Disadvantages of using the wholesale channel approach:
  • Cannot integrate with any external systems or third-party apps
  • All prices displayed are including Taxes
  • Not a custom storefront for Wholesale customer

Opening a separate Shopify store for B2B

Opening a separate store enables you to keep your retail and wholesale stores completely separate.

Advantages of Independent wholesale store:
  1. Your wholesale customers can be separated from your retail businesses completely. You could use a completely new storefront and theme design to cater to your wholesale business.
  2. Wholesale and retail store inventories will be completely isolated.
Disadvantages of Independent wholesale store:
  1. You need to manage two stores independently
  2. Most apps charge by store instance so apps used on both stores will double the expense
  3. Additional Inventory Management Solution (IMS) will be needed if you want to manage both stores’ inventory centrally.
  4. The additional cost of Shopify instance ( Shopify Plus this can be done for free as expansion store)

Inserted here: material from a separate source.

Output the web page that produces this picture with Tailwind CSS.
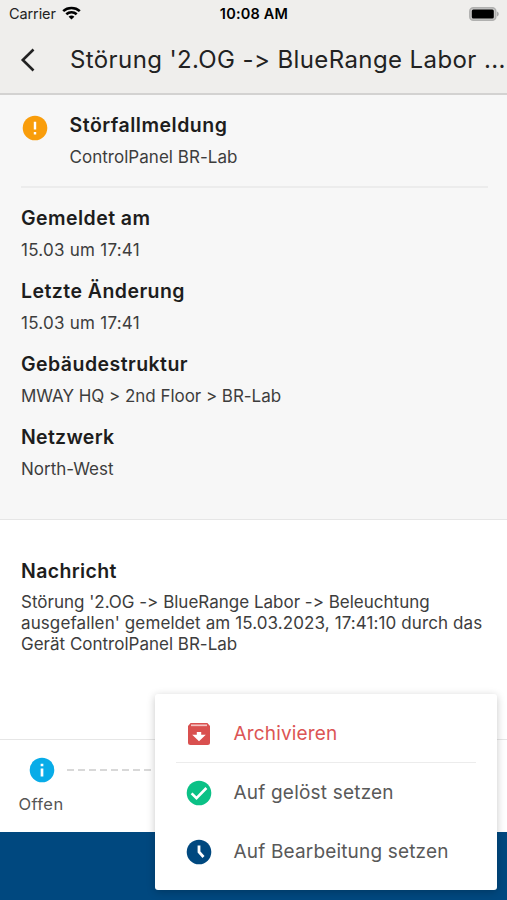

Shopify is an excellent platform for adding on B2B Sales. There are multiple ways to do this based on the stage of your business. Here are four ways to operate a B2B business on Shopify:

  1. On the lowest end are special Discount codes on the current B2C site for small-scale B2B sales and/or just testing waters.
  2. In the middle range is using Third-party wholesale applications. This is best for merchants who want simplicity and who look forward to having just a single store to serve all their customer groups at once.
  3. Shopify’s wholesale channel works best for Shopify Plus merchants who have a simple ordering channel to receive B2B orders.
  4. A separate Shopify online store gives B2B customers the most leeway both during and after the project, enabling, among other things, different catalogs and promotions in different stores.